I’m pretty sure you can get solar panels on your house with a battery here in Tallahassee. The trouble is that 1) that’s very expensive and lots of residents could never afford the initial outlay of cash required to do it and 2) Our city is famous for having tons of trees, which makes collecting enough solar energy really difficult for a lot of residents.

This is my university!! GO NOLES!! 🍢🍢🍢

Go, fleets, go!!!

They expect a 12 years lifespan fo these buses. Real buses are usually kept 16 years by the first operator before being scrapped or sold as second hand buses to other operators which can keep them many years more. 12 years is barely 75% of the expected lifespan of a bus today. Talk about being “environment-friendly” by buying crappy buses which need to be replaced sooner. That’s planned obsolescence. By the way, I’m just waiting for the EV fanboys who keep saying “electric vehicles are more durable because they have less moving parts and are inherently more reliable” or “My electric car can last 100 years”

Clueless statement, how about actually learning about what you are talking about:

“In general, most American transit systems expect their buses to have a useful life of 12 years and 250,000 miles. This time frame is due to the fact that, after their buses have been around for 12 years, they are eligible to receive replacement bus funding from the federal government. After twelve years, the “used up” buses are auctioned off for as little as $2,500 and frequently used for many more years by private operators.”
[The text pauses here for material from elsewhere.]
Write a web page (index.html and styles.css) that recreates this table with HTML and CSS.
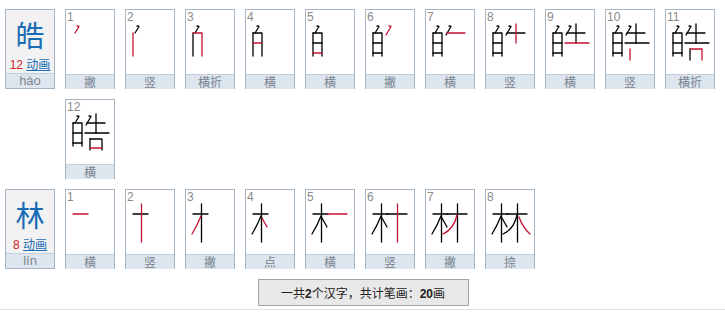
FILE: index.html
```html
<!DOCTYPE html>
<html lang="zh">
<head>
<meta charset="utf-8">
<link rel="stylesheet" href="styles.css">
</head>
<body>
<svg class="defs" width="0" height="0" aria-hidden="true">
  <defs>
    <!-- 皓 -->
    <g id="h1"><path d="M12,17 L14,17.5 L10,24"/></g>
    <g id="h2"><path d="M8,24 L8,47"/></g>
    <g id="h3"><path d="M8,24 L17,24 L17,47"/></g>
    <g id="h4"><path d="M8,34 L17,34"/></g>
    <g id="h5"><path d="M8,44 L17,44"/></g>
    <g id="h6"><path d="M24,17 L26,17.5 L21,26"/></g>
    <g id="h7"><path d="M22,24 L40,24"/></g>
    <g id="h8"><path d="M31,15 L31,34"/></g>
    <g id="h9"><path d="M20,34 L44,34"/></g>
    <g id="h10"><path d="M25,40 L25,51"/></g>
    <g id="h11"><path d="M25,40 L37,40 L37,51"/></g>
    <g id="h12"><path d="M25,49 L37,49"/></g>
    <!-- 林 -->
    <g id="l1"><path d="M8,25 L23,25"/></g>
    <g id="l2"><path d="M16.5,15 L16.5,53"/></g>
    <g id="l3"><path d="M16,27 Q12,37 7,45"/></g>
    <g id="l4"><path d="M17,29 L22,38"/></g>
    <g id="l5"><path d="M22,25 L42,25"/></g>
    <g id="l6"><path d="M32.5,15 L32.5,53"/></g>
    <g id="l7"><path d="M32,26 Q29,40 18,45"/></g>
    <g id="l8"><path d="M34,28 Q38,39 45,45"/></g>
  </defs>
</svg>

<div class="page">
  <div class="row">
    <div class="char-card">
      <div class="char-top">
        <div class="big">皓</div>
        <div class="meta"><span class="cnt">12</span> <a class="anim" href="#">动画</a></div>
      </div>
      <div class="label pinyin">hào</div>
    </div>
    <div class="strokes">
      <div class="card"><div class="pic"><span class="num">1</span><svg viewBox="1 1 48 64"><use href="#h1" class="r"/></svg></div><div class="label">撇</div></div>
      <div class="card"><div class="pic"><span class="num">2</span><svg viewBox="1 1 48 64"><use href="#h1" class="k"/><use href="#h2" class="r"/></svg></div><div class="label">竖</div></div>
      <div class="card"><div class="pic"><span class="num">3</span><svg viewBox="1 1 48 64"><use href="#h1" class="k"/><use href="#h2" class="k"/><use href="#h3" class="r"/></svg></div><div class="label">横折</div></div>
      <div class="card"><div class="pic"><span class="num">4</span><svg viewBox="1 1 48 64"><use href="#h1" class="k"/><use href="#h2" class="k"/><use href="#h3" class="k"/><use href="#h4" class="r"/></svg></div><div class="label">横</div></div>
      <div class="card"><div class="pic"><span class="num">5</span><svg viewBox="1 1 48 64"><use href="#h1" class="k"/><use href="#h2" class="k"/><use href="#h3" class="k"/><use href="#h4" class="k"/><use href="#h5" class="r"/></svg></div><div class="label">横</div></div>
      <div class="card"><div class="pic"><span class="num">6</span><svg viewBox="1 1 48 64"><use href="#h1" class="k"/><use href="#h2" class="k"/><use href="#h3" class="k"/><use href="#h4" class="k"/><use href="#h5" class="k"/><use href="#h6" class="r"/></svg></div><div class="label">撇</div></div>
      <div class="card"><div class="pic"><span class="num">7</span><svg viewBox="1 1 48 64"><use href="#h1" class="k"/><use href="#h2" class="k"/><use href="#h3" class="k"/><use href="#h4" class="k"/><use href="#h5" class="k"/><use href="#h6" class="k"/><use href="#h7" class="r"/></svg></div><div class="label">横</div></div>
      <div class="card"><div class="pic"><span class="num">8</span><svg viewBox="1 1 48 64"><use href="#h1" class="k"/><use href="#h2" class="k"/><use href="#h3" class="k"/><use href="#h4" class="k"/><use href="#h5" class="k"/><use href="#h6" class="k"/><use href="#h7" class="k"/><use href="#h8" class="r"/></svg></div><div class="label">竖</div></div>
      <div class="card"><div class="pic"><span class="num">9</span><svg viewBox="1 1 48 64"><use href="#h1" class="k"/><use href="#h2" class="k"/><use href="#h3" class="k"/><use href="#h4" class="k"/><use href="#h5" class="k"/><use href="#h6" class="k"/><use href="#h7" class="k"/><use href="#h8" class="k"/><use href="#h9" class="r"/></svg></div><div class="label">横</div></div>
      <div class="card"><div class="pic"><span class="num">10</span><svg viewBox="1 1 48 64"><use href="#h1" class="k"/><use href="#h2" class="k"/><use href="#h3" class="k"/><use href="#h4" class="k"/><use href="#h5" class="k"/><use href="#h6" class="k"/><use href="#h7" class="k"/><use href="#h8" class="k"/><use href="#h9" class="k"/><use href="#h10" class="r"/></svg></div><div class="label">竖</div></div>
      <div class="card"><div class="pic"><span class="num">11</span><svg viewBox="1 1 48 64"><use href="#h1" class="k"/><use href="#h2" class="k"/><use href="#h3" class="k"/><use href="#h4" class="k"/><use href="#h5" class="k"/><use href="#h6" class="k"/><use href="#h7" class="k"/><use href="#h8" class="k"/><use href="#h9" class="k"/><use href="#h10" class="k"/><use href="#h11" class="r"/></svg></div><div class="label">横折</div></div>
      <div class="card"><div class="pic"><span class="num">12</span><svg viewBox="1 1 48 64"><use href="#h1" class="k"/><use href="#h2" class="k"/><use href="#h3" class="k"/><use href="#h4" class="k"/><use href="#h5" class="k"/><use href="#h6" class="k"/><use href="#h7" class="k"/><use href="#h8" class="k"/><use href="#h9" class="k"/><use href="#h10" class="k"/><use href="#h11" class="k"/><use href="#h12" class="r"/></svg></div><div class="label">横</div></div>
    </div>
  </div>

  <div class="row">
    <div class="char-card">
      <div class="char-top">
        <div class="big">林</div>
        <div class="meta"><span class="cnt">8</span> <a class="anim" href="#">动画</a></div>
      </div>
      <div class="label pinyin">lín</div>
    </div>
    <div class="strokes">
      <div class="card"><div class="pic"><span class="num">1</span><svg viewBox="1 1 48 64"><use href="#l1" class="r"/></svg></div><div class="label">横</div></div>
      <div class="card"><div class="pic"><span class="num">2</span><svg viewBox="1 1 48 64"><use href="#l1" class="k"/><use href="#l2" class="r"/></svg></div><div class="label">竖</div></div>
      <div class="card"><div class="pic"><span class="num">3</span><svg viewBox="1 1 48 64"><use href="#l1" class="k"/><use href="#l2" class="k"/><use href="#l3" class="r"/></svg></div><div class="label">撇</div></div>
      <div class="card"><div class="pic"><span class="num">4</span><svg viewBox="1 1 48 64"><use href="#l1" class="k"/><use href="#l2" class="k"/><use href="#l3" class="k"/><use href="#l4" class="r"/></svg></div><div class="label">点</div></div>
      <div class="card"><div class="pic"><span class="num">5</span><svg viewBox="1 1 48 64"><use href="#l1" class="k"/><use href="#l2" class="k"/><use href="#l3" class="k"/><use href="#l4" class="k"/><use href="#l5" class="r"/></svg></div><div class="label">横</div></div>
      <div class="card"><div class="pic"><span class="num">6</span><svg viewBox="1 1 48 64"><use href="#l1" class="k"/><use href="#l2" class="k"/><use href="#l3" class="k"/><use href="#l4" class="k"/><use href="#l5" class="k"/><use href="#l6" class="r"/></svg></div><div class="label">竖</div></div>
      <div class="card"><div class="pic"><span class="num">7</span><svg viewBox="1 1 48 64"><use href="#l1" class="k"/><use href="#l2" class="k"/><use href="#l3" class="k"/><use href="#l4" class="k"/><use href="#l5" class="k"/><use href="#l6" class="k"/><use href="#l7" class="r"/></svg></div><div class="label">撇</div></div>
      <div class="card"><div class="pic"><span class="num">8</span><svg viewBox="1 1 48 64"><use href="#l1" class="k"/><use href="#l2" class="k"/><use href="#l3" class="k"/><use href="#l4" class="k"/><use href="#l5" class="k"/><use href="#l6" class="k"/><use href="#l7" class="k"/><use href="#l8" class="r"/></svg></div><div class="label">捺</div></div>
    </div>
  </div>

  <div class="summary-wrap">
    <div class="summary">一共<b>2</b>个汉字，共计笔画：<b>20</b>画</div>
  </div>
</div>
<div class="rule"></div>
</body>
</html>
```

FILE: styles.css
```css
html, body {
  margin: 0;
  padding: 0;
  background: #fff;
}
body {
  font-family: "Liberation Sans", "Noto Sans CJK SC", sans-serif;
  font-size: 12px;
  color: #333;
}
.defs {
  position: absolute;
  width: 0;
  height: 0;
}
.page {
  padding: 9px 0 0 5px;
  display: flex;
  flex-direction: column;
  gap: 10px;
}
.row {
  display: flex;
  gap: 10px;
  align-items: flex-start;
}
.strokes {
  display: flex;
  flex-wrap: wrap;
  gap: 10px;
  width: 660px;
}
.char-card, .card {
  width: 48px;
  height: 78px;
  border: 1px solid #a6b5c4;
  display: flex;
  flex-direction: column;
  flex: none;
}
.char-card { background: #f2f2f2; }
.card { background: #fff; }
.char-top {
  height: 64px;
  display: flex;
  flex-direction: column;
  align-items: center;
}
.big {
  font-family: "Noto Sans CJK SC", sans-serif;
  font-size: 29px;
  line-height: 32px;
  height: 32px;
  margin-top: 8px;
  color: #1a6cb5;
}
.meta {
  font-size: 12px;
  line-height: 14px;
  margin-top: 7px;
  white-space: nowrap;
  font-family: "Liberation Sans", "Noto Sans CJK SC", sans-serif;
}
.cnt { color: #d2232a; }
.anim {
  color: #1a6cb5;
  text-decoration: underline;
  font-family: "Noto Sans CJK SC", sans-serif;
}
.pic {
  position: relative;
  height: 64px;
}
.pic svg {
  display: block;
  width: 48px;
  height: 64px;
  fill: none;
  stroke-width: 1.3;
  stroke-linecap: round;
  stroke-linejoin: round;
}
.num {
  position: absolute;
  left: 1px;
  top: 0;
  font-family: "Liberation Sans", sans-serif;
  font-size: 12px;
  line-height: 14px;
  color: #8a8a8a;
}
.k { stroke: #000; }
.r { stroke: #c4122f; }
.label {
  height: 14px;
  border-top: 1px solid #c3ceda;
  background: #dde6ef;
  color: #7a8490;
  font-family: "Noto Sans CJK SC", sans-serif;
  font-size: 12px;
  line-height: 14px;
  text-align: center;
}
.pinyin {
  font-family: "Liberation Sans", sans-serif;
  font-size: 13px;
  color: #808890;
}
.summary-wrap {
  display: flex;
  justify-content: center;
}
.summary {
  width: 209px;
  height: 25px;
  border: 1px solid #a3a3a3;
  background: #e8e8e8;
  text-align: center;
  line-height: 25px;
  font-family: "Noto Sans CJK SC", sans-serif;
  font-size: 12px;
  color: #222;
  margin-right: 4px;
}
.summary b {
  font-family: "Liberation Sans", sans-serif;
  font-weight: bold;
}
.rule {
  margin-top: 3px;
  border-top: 1px solid #e2e2e2;
}
```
PS No one is saying these electric buses will stop working in 12 years, they are simply saying they expect to use these buses same as any average bus, 12 years. Then they will probably sell them and get new buses, just like they have always been doing.

why is the federal government giving taxpayer money for this? Get the government out and let the bus operators pay for their own buses.

Because most US public transit systems are owned by the government in the first place?

A portion of Federal Fuel Tax goes to other things besides roads like rail, airports, and public transit.
The problem is when the oil industry fracks oil and in the process flares off huge amounts of natural gas that they then don’t have to pay taxes on.
The amount they flare off in the Permian Basin is above the legal requirements of the State and Federal Government but while Pruitt was the EPA head he gave exemptions and the Texas board also did.
The amount of natural gas flared off annually now in the Permian basin is about as much as what is used in Montana or Massachusetts.
If people wonder why the amount of CO2 is not going down even though more renewable energy is being used look at the flaring of natural gas and the amount of methane being released in the environment.

Do Not Read Between The Lines

Because that’s what it does. Bus funding is provided from Federal fuel taxes to reduce car trips.

I think electric buses are great. I am having trouble figuring out how 22 Electric Buses would use 2,820,000 gallons of fuel over a 12 year expected service time.
That would be close to 30 gallons of fuel a day per bus 7 days a week, 365 days a year for 12 years.
I may have done simple arthmitc wrong but checked several times.

Average diesel bus gets 2.75 miles per gallon. So if they travel 11 miles per day, they will use up 30 gallons of fuel per day.

At 2.75 mpg, 30 gallons gets you 82 miles which sounds about right.